I won't try to deny it - 2015 has not been a good one for the DIY Income Investor portfolio, which is currently down about 6% since January.
However, one thing I have learned about investing is that sometimes there are bad years. So, while I'm ready to modify my investment approach, I'm not going to panic. I'm going to carry on using high yield as an indicator of potential value (as well as income). And the latest purchase is about as high a yield as you can find.
A major reason for the poor performance of the portfolio this year is the focus on mining and worldwide Exchange Traded Funds (ETFs), particularly those based in Emerging Markets.
The world economy seems to have fallen into a bit of a slump, with dramatic falls in the prices of raw materials, including oil, iron ore and coal. The big question is: will this be a temporary state of events or is it a New World Order?
I think it's temporary. With increased aspirations for better living standards around the world, I can't imagine that there won't be a recovery in due course. And that recovery will be predicated on raw materials.
That's not to say that the prices of raw materials will recover soon - it may take months or even years. Given that, the key secondary question for a DIY Income Investor is: in the meantime, how secure is the income (i.e. the dividend)?
The latest purchase is BHP Billiton (LSE:BLT), the mining giant formed by the merger of Australia's Broken Hill Proprietary with South African miner Billiton. BHP Billiton is the model for a modern geographically diversified resources company, producing iron ore, copper, diamonds, aluminium, oil and natural gas, though it is base metals that remain the core of the business.

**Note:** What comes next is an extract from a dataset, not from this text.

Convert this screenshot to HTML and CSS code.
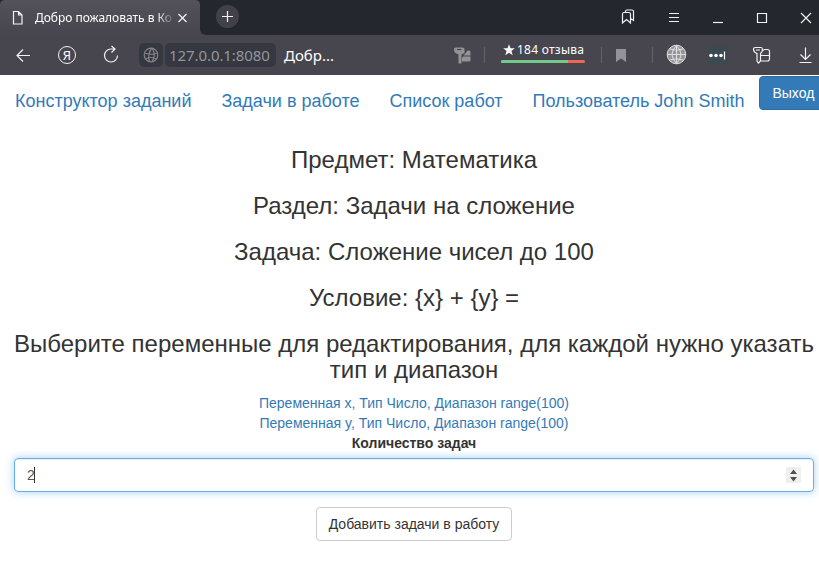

Not only do they have the highest yield in the mining sector (around 10%!) but here's what they say (in their 2015 Annual Report) about the dividend, going forward: "We have a progressive dividend policy that seeks to steadilyincrease or at least to maintain the dividend in US dollars at each half-yearly payment." There's lots and lots more information in the Annual Report - enough to let me know that they probably know what they are doing.
Mr Market doesn't like them - hence the reduced share price and huge yield. Perhaps Mr Market thinks that the miners won't be able to afford their generous dividends. That's always possible, of course, so anyone thinking about buying any of the high-yield miners should think twice. On the other hand, Mr Market might be overly depressed at the moment.
[Purchase price: £8.11 - and yes, I've already taken a hit on these, unfortunately]
I am not a financial adviser and the information provided does not constitute financial advice. You should always do your own research on top of what you learn here to ensure that it's right for your specific circumstances.